Analysis of antitumor effect mechanism by intratumoral injection with interferon-γ: Shin NAKAJIMA, Takehiko NOMURA, Yoshihiko WATANABE, Yoshinobu TAKAKURA, Mitsuru HASHIDA (Grad. Sch. Pharm. Sci., Kyoto Univ.)
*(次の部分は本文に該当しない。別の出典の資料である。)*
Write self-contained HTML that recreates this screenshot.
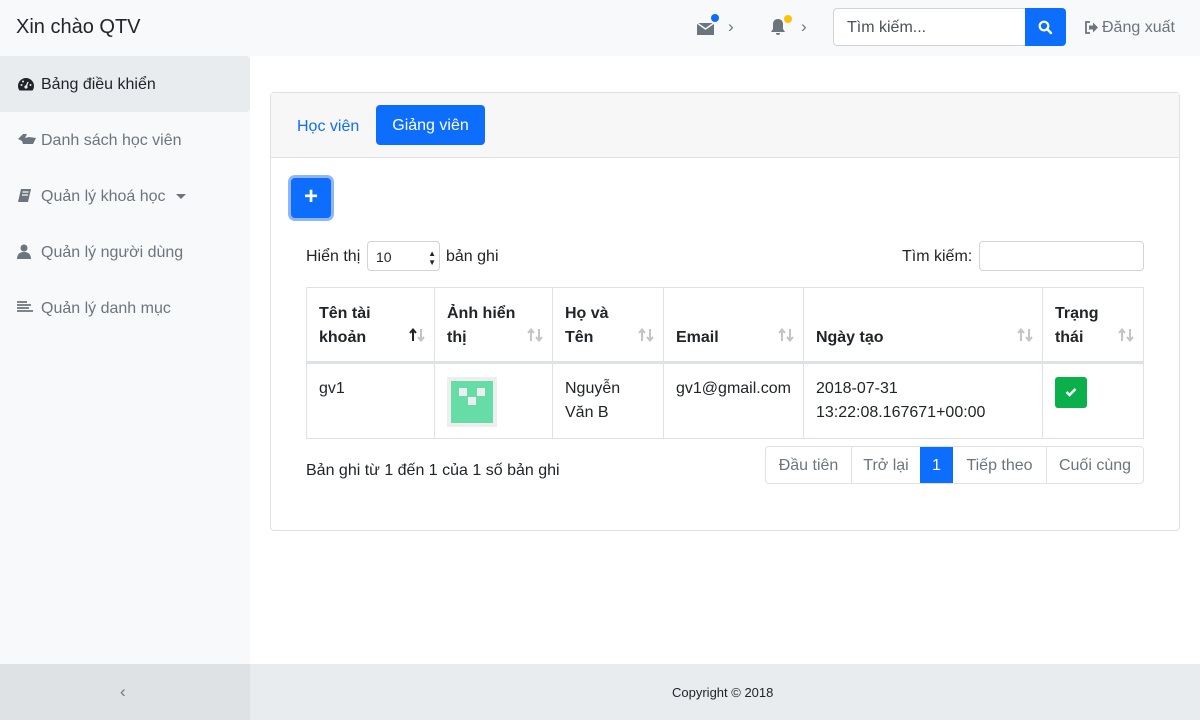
<!DOCTYPE html>
<html><head><meta charset="utf-8"><style>
*{box-sizing:border-box;margin:0;padding:0}
body{width:1200px;height:720px;overflow:hidden;font-family:"Liberation Sans",sans-serif;font-size:16px;color:#212529;background:#fff;position:relative}
.a{position:absolute}
.hdr{left:0;top:0;width:1200px;height:56px;background:#f8f9fa}
.side{left:0;top:56px;width:250px;height:608px;background:#f8f9fa}
.si{position:absolute;left:0;width:250px;height:56px;line-height:58px;padding-left:41px;color:#6c757d;font-size:16px}
.si svg{position:absolute;left:17px;top:20px}
.foot{left:0;top:664px;width:1200px;height:56px;background:#e9ecef}
.card{left:270px;top:92px;width:910px;height:439px;border:1px solid #dee2e6;border-radius:4px}
.ch{left:0;top:0;width:908px;height:65px;background:#f7f7f7;border-bottom:1px solid #dee2e6}
table{position:absolute;left:306px;top:287px;border-collapse:collapse;width:838px}
td,th{border:1px solid #dee2e6;vertical-align:top;text-align:left;padding:13px 12px 11px;line-height:24px}
th{font-weight:bold;vertical-align:bottom;border-bottom:3px solid #dee2e6;position:relative;height:75px}
th svg{position:absolute;right:9px;bottom:19px}
.pg{left:765px;top:446px;width:379px;height:38px;display:flex;border:1px solid #dee2e6;border-radius:4px;overflow:hidden}
.pg div{text-align:center;line-height:37px;color:#6c757d;border-left:1px solid #dee2e6}
.pg div:first-child{border-left:0}
</style></head><body>
<svg width="0" height="0" style="position:absolute"><defs>
<symbol id="up" viewBox="0 0 8 14"><path d="M4 13V2M1 5l3-3.5L7 5" stroke-width="2" fill="none"/></symbol>
</defs></svg>
<div class="a hdr">
 <div class="a" style="left:16px;top:16px;font-size:20px">Xin chào QTV</div>
 <svg class="a" style="left:697px;top:20px" width="20" height="16" viewBox="0 0 20 16"><path d="M0 3h17v12H0z" fill="#6c757d"/><path d="M0 3l8.5 6L17 3" stroke="#f8f9fa" stroke-width="1.5" fill="none"/></svg>
 <div class="a" style="left:711px;top:14px;width:8px;height:8px;border-radius:50%;background:#0d6efd"></div>
 <div class="a" style="left:728px;top:17px;color:#6c757d;font-size:17px">›</div>
 <svg class="a" style="left:770px;top:18px" width="18" height="18" viewBox="0 0 18 18"><path d="M8 1c-3 0-5 2-5 5v5l-2 3h14l-2-3V6c0-3-2-5-5-5zM6 15a2 2 0 004 0z" fill="#6c757d"/></svg>
 <div class="a" style="left:784px;top:15px;width:8px;height:8px;border-radius:50%;background:#ffc107"></div>
 <div class="a" style="left:801px;top:17px;color:#6c757d;font-size:17px">›</div>
 <div class="a" style="left:833px;top:8px;width:193px;height:38px;border:1px solid #ced4da;border-radius:4px 0 0 4px;background:#fff;padding-left:13px;line-height:38px;color:#495057">Tìm kiếm...</div>
 <div class="a" style="left:1025px;top:8px;width:41px;height:38px;background:#0d6efd;border-radius:0 4px 4px 0"><svg style="position:absolute;left:13px;top:12px" width="15" height="15" viewBox="0 0 15 15"><circle cx="6" cy="6" r="4.3" stroke="#fff" stroke-width="2.2" fill="none"/><path d="M9 9l4 4" stroke="#fff" stroke-width="2.4" stroke-linecap="round"/></svg></div>
 <svg class="a" style="left:1084px;top:21px" width="15" height="13" viewBox="0 0 15 13"><path d="M6 1H2v11h4" stroke="#6c757d" stroke-width="1.8" fill="none"/><path d="M5 4.5h4V1.5l5 5-5 5v-3H5z" fill="#6c757d"/></svg>
 <div class="a" style="left:1102px;top:19px;color:#6c757d">Đăng xuất</div>
</div>
<div class="a side">
 <div class="si" style="top:0;background:#e9ecef;color:#212529;border-radius:0 4px 4px 0"><svg width="18" height="16" viewBox="0 0 18 16"><path d="M9 2a8 8 0 00-8 8c0 2 .7 3.5 1.5 4.5h13C16.3 13.5 17 12 17 10a8 8 0 00-8-8z" fill="#212529"/><circle cx="9" cy="11" r="1.6" fill="#e9ecef"/><path d="M9 11l2-5" stroke="#e9ecef" stroke-width="1.3"/><circle cx="4.5" cy="9" r="1" fill="#e9ecef"/><circle cx="13.5" cy="9" r="1" fill="#e9ecef"/><circle cx="6" cy="5.5" r="1" fill="#e9ecef"/></svg>Bảng điều khiển</div>
 <div class="si" style="top:56px"><svg width="20" height="14" viewBox="0 0 20 14"><path d="M1 7l5-5h4l-2 4 4-1 7 1-3 6H6l-1-3z" fill="#6c757d"/></svg>Danh sách học viên</div>
 <div class="si" style="top:112px"><svg width="16" height="16" viewBox="0 0 16 16"><path d="M4 1h10l-3 13H1z" fill="#6c757d"/><path d="M5.5 4h6M5 7h6" stroke="#f8f9fa" stroke-width="1.2"/></svg>Quản lý khoá học<span style="display:inline-block;margin-left:10px;border:5px solid transparent;border-top-color:#6c757d;vertical-align:-3px"></span></div>
 <div class="si" style="top:168px"><svg width="14" height="16" viewBox="0 0 14 16"><circle cx="7" cy="4" r="3.5" fill="#6c757d"/><path d="M0 15c0-5 3-7 7-7s7 2 7 7z" fill="#6c757d"/></svg>Quản lý người dùng</div>
 <div class="si" style="top:224px"><svg width="16" height="14" viewBox="0 0 16 14"><path d="M0 2h10M0 5h14M0 8h12M0 11h16" stroke="#6c757d" stroke-width="1.8"/></svg>Quản lý danh mục</div>
</div>
<div class="a foot">
 <div class="a" style="left:0;top:0;width:250px;height:56px;background:#dfe2e5"></div>
 <div class="a" style="left:120px;top:18px;color:#6c757d;font-size:17px">‹</div>
 <div class="a" style="left:672px;top:21px;font-size:13px">Copyright © 2018</div>
</div>
<div class="a card">
 <div class="a ch">
  <div class="a" style="left:26px;top:25px;color:#0d6efd">Học viên</div>
  <div class="a" style="left:105px;top:12px;width:109px;height:40px;background:#0d6efd;border-radius:4px;color:#fff;text-align:center;line-height:42px">Giảng viên</div>
 </div>
 <div class="a" style="left:17px;top:82px;width:46px;height:46px;border-radius:7px;background:#8fb6fb"></div>
 <div class="a" style="left:20px;top:85px;width:40px;height:40px;border-radius:4px;background:#0d6efd;color:#fff;text-align:center;line-height:38px;font-size:24px;font-weight:bold">+</div>
</div>
<div class="a" style="left:306px;top:248px">Hiển thị</div>
<div class="a" style="left:367px;top:241px;width:73px;height:30px;border:1px solid #ced4da;border-radius:4px;font-size:14px;line-height:30px;padding-left:8px">10<span style="position:absolute;right:3px;font-size:8px;line-height:9px;top:7px">▲<br>▼</span></div>
<div class="a" style="left:446px;top:248px">bản ghi</div>
<div class="a" style="left:902px;top:248px">Tìm kiếm:</div>
<div class="a" style="left:979px;top:241px;width:165px;height:30px;border:1px solid #ced4da;border-radius:4px"></div>
<table>
<tr>
<th style="width:128px">Tên tài<br>khoản<svg width="16" height="14" viewBox="0 0 16 14"><use href="#up" x="0" width="8" height="14" stroke="#212529"/><g transform="rotate(180 12 7)"><use href="#up" x="8" width="8" height="14" stroke="#c4c4c4"/></g></svg></th>
<th style="width:118px">Ảnh hiển<br>thị<svg width="16" height="14" viewBox="0 0 16 14"><use href="#up" x="0" width="8" height="14" stroke="#c4c4c4"/><g transform="rotate(180 12 7)"><use href="#up" x="8" width="8" height="14" stroke="#c4c4c4"/></g></svg></th>
<th style="width:111px">Họ và<br>Tên<svg width="16" height="14" viewBox="0 0 16 14"><use href="#up" x="0" width="8" height="14" stroke="#c4c4c4"/><g transform="rotate(180 12 7)"><use href="#up" x="8" width="8" height="14" stroke="#c4c4c4"/></g></svg></th>
<th style="width:139px">Email<svg width="16" height="14" viewBox="0 0 16 14"><use href="#up" x="0" width="8" height="14" stroke="#c4c4c4"/><g transform="rotate(180 12 7)"><use href="#up" x="8" width="8" height="14" stroke="#c4c4c4"/></g></svg></th>
<th style="width:239px">Ngày tạo<svg width="16" height="14" viewBox="0 0 16 14"><use href="#up" x="0" width="8" height="14" stroke="#c4c4c4"/><g transform="rotate(180 12 7)"><use href="#up" x="8" width="8" height="14" stroke="#c4c4c4"/></g></svg></th>
<th>Trạng<br>thái<svg width="16" height="14" viewBox="0 0 16 14"><use href="#up" x="0" width="8" height="14" stroke="#c4c4c4"/><g transform="rotate(180 12 7)"><use href="#up" x="8" width="8" height="14" stroke="#c4c4c4"/></g></svg></th></tr>
<tr><td style="height:75px">gv1</td><td><div style="width:50px;height:50px;background:#eee;padding:4px"><svg width="42" height="42" viewBox="0 0 42 42"><rect width="42" height="42" fill="#66dda6"/><rect x="8" y="7" width="8" height="8" fill="#eee"/><rect x="26" y="7" width="8" height="8" fill="#eee"/><rect x="17" y="16" width="8" height="8" fill="#eee"/></svg></div></td><td>Nguyễn<br>Văn B</td><td>gv1@gmail.com</td><td>2018-07-31<br>13:22:08.167671+00:00</td><td><div style="width:32px;height:31px;background:#0bb04b;border-radius:3px"><svg style="margin:10px 0 0 10px" width="12" height="10" viewBox="0 0 12 10"><path d="M1.5 5l3 3 6-6" stroke="#fff" stroke-width="2.4" fill="none"/></svg></div></td></tr>
</table>
<div class="a" style="left:306px;top:462px">Bản ghi từ 1 đến 1 của 1 số bản ghi</div>
<div class="a pg"><div style="width:85px">Đầu tiên</div><div style="width:69px">Trở lại</div><div style="width:33px;background:#0d6efd;color:#fff;border-left:0">1</div><div style="width:93px;border-left:0">Tiếp theo</div><div style="flex:1">Cuối cùng</div></div>
</body></html>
 我々は既に、プラスミドDNAおよびそのcationic liposome複合体の腫瘍内注入後の動態および遺伝子発現について系統的な検討を行ってきた。そこで、今回は微量でも強力な抗腫瘍効果を示すインターフェロン-γ(IFN-γ)の遺伝子を用い、腫瘍内直接注入による癌の遺伝子治療の可能性について検討した。マウス大腸癌細胞株CT-26皮下腫瘍に対し、 IFN-γ発現プラスミドを単独あるいはcationic liposome複合体の形で投与し、遺伝子発現および腫瘍増殖抑制効果を検討した。その結果、両投与群において腫瘍の増殖は有意に阻害されたが、複合体投与群でより優れた効果が認められた。 IFN-γの発現レベルを調べたところ、むしろ単独投与の場合の方が高いことが示されたが、複合体投与の場合にはIFN-γ以外にIFN-βおよびTNF-αの誘導が認められた。以上の結果よりIFN-γ遺伝子導入により抗腫瘍免疫を誘導できることが明らかになったが、複合体を投与した場合には、他のサイトカインが誘導され、これが抗腫瘍効果に寄与している可能性が示唆された。